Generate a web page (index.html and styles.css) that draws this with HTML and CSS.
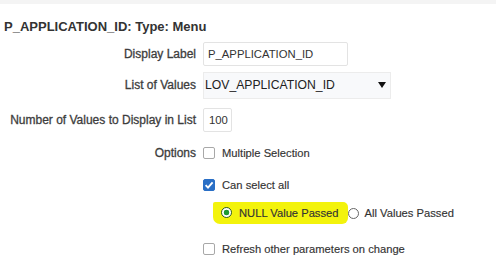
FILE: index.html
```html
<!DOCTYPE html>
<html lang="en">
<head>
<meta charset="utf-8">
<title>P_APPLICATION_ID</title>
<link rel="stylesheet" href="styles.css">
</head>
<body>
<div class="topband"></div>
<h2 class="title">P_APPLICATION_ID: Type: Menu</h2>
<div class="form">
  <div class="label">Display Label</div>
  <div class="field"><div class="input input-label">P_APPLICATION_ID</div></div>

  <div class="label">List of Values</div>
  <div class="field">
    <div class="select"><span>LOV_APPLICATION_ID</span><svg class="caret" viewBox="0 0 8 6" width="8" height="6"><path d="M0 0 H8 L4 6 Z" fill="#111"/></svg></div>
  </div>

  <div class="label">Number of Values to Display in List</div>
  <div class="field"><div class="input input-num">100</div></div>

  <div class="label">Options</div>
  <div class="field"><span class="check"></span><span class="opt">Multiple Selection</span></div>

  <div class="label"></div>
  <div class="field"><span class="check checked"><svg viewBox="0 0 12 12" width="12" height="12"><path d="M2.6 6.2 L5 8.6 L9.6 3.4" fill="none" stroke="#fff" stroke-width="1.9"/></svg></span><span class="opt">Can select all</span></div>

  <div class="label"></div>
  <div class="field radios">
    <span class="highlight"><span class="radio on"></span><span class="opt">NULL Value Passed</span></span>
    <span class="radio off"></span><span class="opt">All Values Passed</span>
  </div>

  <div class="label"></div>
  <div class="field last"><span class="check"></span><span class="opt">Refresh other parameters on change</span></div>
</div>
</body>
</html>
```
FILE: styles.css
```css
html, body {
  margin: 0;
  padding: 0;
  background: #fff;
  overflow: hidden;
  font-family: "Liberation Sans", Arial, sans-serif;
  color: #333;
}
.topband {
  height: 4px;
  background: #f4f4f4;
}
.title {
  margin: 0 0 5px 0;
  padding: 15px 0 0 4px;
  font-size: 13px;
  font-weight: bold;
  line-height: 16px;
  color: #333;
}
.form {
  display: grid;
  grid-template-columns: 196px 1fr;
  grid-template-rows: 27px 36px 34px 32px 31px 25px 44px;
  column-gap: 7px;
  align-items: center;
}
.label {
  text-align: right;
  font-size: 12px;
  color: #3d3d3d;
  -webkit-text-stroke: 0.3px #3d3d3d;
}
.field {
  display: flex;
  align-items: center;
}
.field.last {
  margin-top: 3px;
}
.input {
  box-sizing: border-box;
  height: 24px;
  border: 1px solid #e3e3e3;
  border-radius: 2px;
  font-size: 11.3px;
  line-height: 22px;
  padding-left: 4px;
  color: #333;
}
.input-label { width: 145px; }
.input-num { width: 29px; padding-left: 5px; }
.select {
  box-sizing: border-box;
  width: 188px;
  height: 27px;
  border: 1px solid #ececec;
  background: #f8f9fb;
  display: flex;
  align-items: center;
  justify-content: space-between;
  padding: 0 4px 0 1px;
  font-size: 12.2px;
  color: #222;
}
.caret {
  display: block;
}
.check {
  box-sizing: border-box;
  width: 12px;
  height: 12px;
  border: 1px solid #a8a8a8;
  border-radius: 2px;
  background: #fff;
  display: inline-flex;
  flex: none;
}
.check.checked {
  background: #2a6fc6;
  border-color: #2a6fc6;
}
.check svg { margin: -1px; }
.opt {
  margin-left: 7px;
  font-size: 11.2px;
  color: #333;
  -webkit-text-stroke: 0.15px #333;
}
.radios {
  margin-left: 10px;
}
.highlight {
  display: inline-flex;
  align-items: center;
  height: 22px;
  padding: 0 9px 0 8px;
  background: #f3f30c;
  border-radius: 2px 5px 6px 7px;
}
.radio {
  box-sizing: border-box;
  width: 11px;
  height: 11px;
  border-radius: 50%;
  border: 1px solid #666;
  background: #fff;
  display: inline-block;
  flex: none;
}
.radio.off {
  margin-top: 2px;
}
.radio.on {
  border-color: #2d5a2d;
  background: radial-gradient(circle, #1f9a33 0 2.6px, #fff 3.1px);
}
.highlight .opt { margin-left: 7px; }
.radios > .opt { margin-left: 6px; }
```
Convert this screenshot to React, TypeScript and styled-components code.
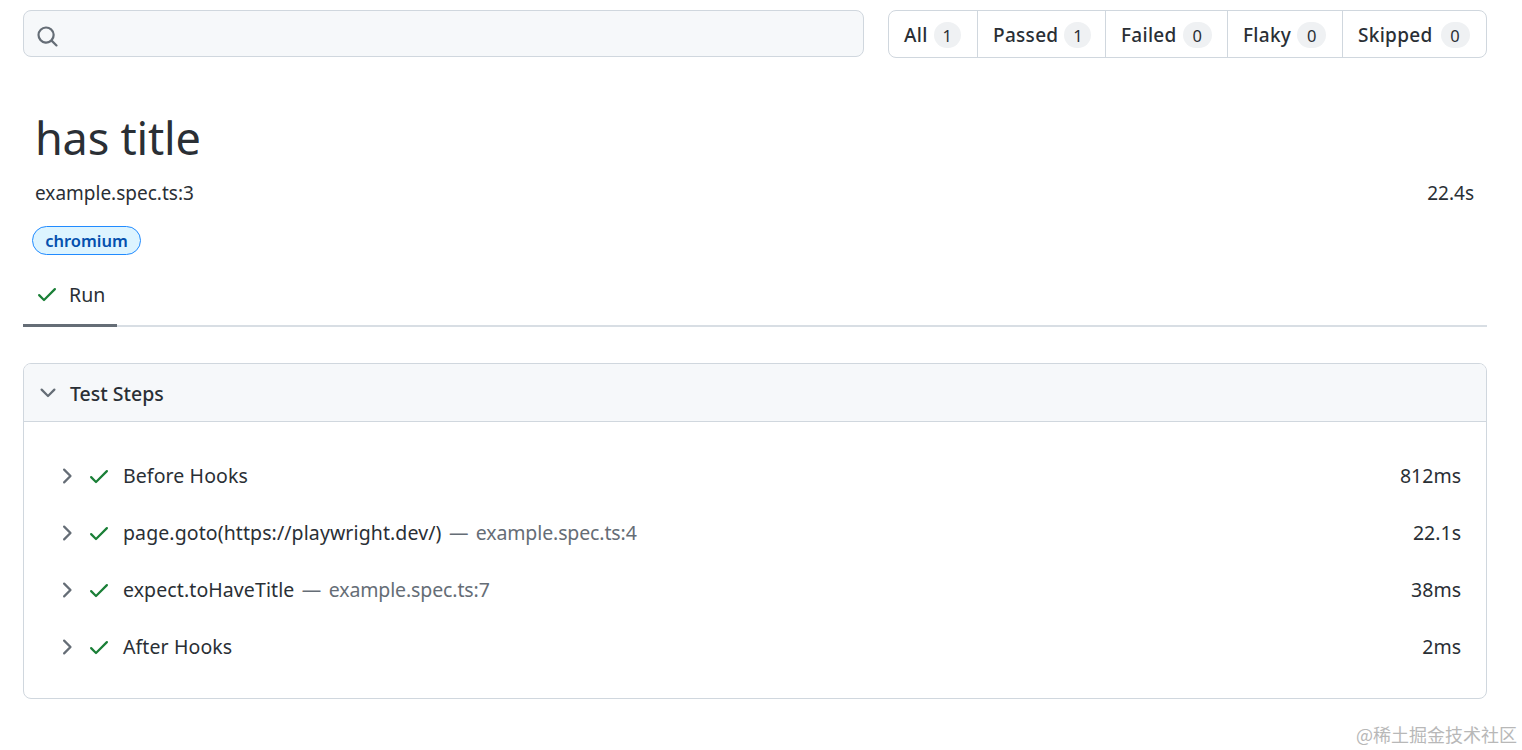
===============
▶ Task to complete
Transcribe the listing in full and omit the pictures.

▶ Reply
Generate a web page (index.html and styles.css) that draws this with HTML and CSS.
FILE: index.html
```html
<!DOCTYPE html>
<html lang="en">
<head>
<meta charset="utf-8">
<title>P_APPLICATION_ID</title>
<link rel="stylesheet" href="styles.css">
</head>
<body>
<div class="topband"></div>
<h2 class="title">P_APPLICATION_ID: Type: Menu</h2>
<div class="form">
  <div class="label">Display Label</div>
  <div class="field"><div class="input input-label">P_APPLICATION_ID</div></div>

  <div class="label">List of Values</div>
  <div class="field">
    <div class="select"><span>LOV_APPLICATION_ID</span><svg class="caret" viewBox="0 0 8 6" width="8" height="6"><path d="M0 0 H8 L4 6 Z" fill="#111"/></svg></div>
  </div>

  <div class="label">Number of Values to Display in List</div>
  <div class="field"><div class="input input-num">100</div></div>

  <div class="label">Options</div>
  <div class="field"><span class="check"></span><span class="opt">Multiple Selection</span></div>

  <div class="label"></div>
  <div class="field"><span class="check checked"><svg viewBox="0 0 12 12" width="12" height="12"><path d="M2.6 6.2 L5 8.6 L9.6 3.4" fill="none" stroke="#fff" stroke-width="1.9"/></svg></span><span class="opt">Can select all</span></div>

  <div class="label"></div>
  <div class="field radios">
    <span class="highlight"><span class="radio on"></span><span class="opt">NULL Value Passed</span></span>
    <span class="radio off"></span><span class="opt">All Values Passed</span>
  </div>

  <div class="label"></div>
  <div class="field last"><span class="check"></span><span class="opt">Refresh other parameters on change</span></div>
</div>
</body>
</html>
```
FILE: styles.css
```css
html, body {
  margin: 0;
  padding: 0;
  background: #fff;
  overflow: hidden;
  font-family: "Liberation Sans", Arial, sans-serif;
  color: #333;
}
.topband {
  height: 4px;
  background: #f4f4f4;
}
.title {
  margin: 0 0 5px 0;
  padding: 15px 0 0 4px;
  font-size: 13px;
  font-weight: bold;
  line-height: 16px;
  color: #333;
}
.form {
  display: grid;
  grid-template-columns: 196px 1fr;
  grid-template-rows: 27px 36px 34px 32px 31px 25px 44px;
  column-gap: 7px;
  align-items: center;
}
.label {
  text-align: right;
  font-size: 12px;
  color: #3d3d3d;
  -webkit-text-stroke: 0.3px #3d3d3d;
}
.field {
  display: flex;
  align-items: center;
}
.field.last {
  margin-top: 3px;
}
.input {
  box-sizing: border-box;
  height: 24px;
  border: 1px solid #e3e3e3;
  border-radius: 2px;
  font-size: 11.3px;
  line-height: 22px;
  padding-left: 4px;
  color: #333;
}
.input-label { width: 145px; }
.input-num { width: 29px; padding-left: 5px; }
.select {
  box-sizing: border-box;
  width: 188px;
  height: 27px;
  border: 1px solid #ececec;
  background: #f8f9fb;
  display: flex;
  align-items: center;
  justify-content: space-between;
  padding: 0 4px 0 1px;
  font-size: 12.2px;
  color: #222;
}
.caret {
  display: block;
}
.check {
  box-sizing: border-box;
  width: 12px;
  height: 12px;
  border: 1px solid #a8a8a8;
  border-radius: 2px;
  background: #fff;
  display: inline-flex;
  flex: none;
}
.check.checked {
  background: #2a6fc6;
  border-color: #2a6fc6;
}
.check svg { margin: -1px; }
.opt {
  margin-left: 7px;
  font-size: 11.2px;
  color: #333;
  -webkit-text-stroke: 0.15px #333;
}
.radios {
  margin-left: 10px;
}
.highlight {
  display: inline-flex;
  align-items: center;
  height: 22px;
  padding: 0 9px 0 8px;
  background: #f3f30c;
  border-radius: 2px 5px 6px 7px;
}
.radio {
  box-sizing: border-box;
  width: 11px;
  height: 11px;
  border-radius: 50%;
  border: 1px solid #666;
  background: #fff;
  display: inline-block;
  flex: none;
}
.radio.off {
  margin-top: 2px;
}
.radio.on {
  border-color: #2d5a2d;
  background: radial-gradient(circle, #1f9a33 0 2.6px, #fff 3.1px);
}
.highlight .opt { margin-left: 7px; }
.radios > .opt { margin-left: 6px; }
```
Convert this screenshot to React, TypeScript and styled-components code.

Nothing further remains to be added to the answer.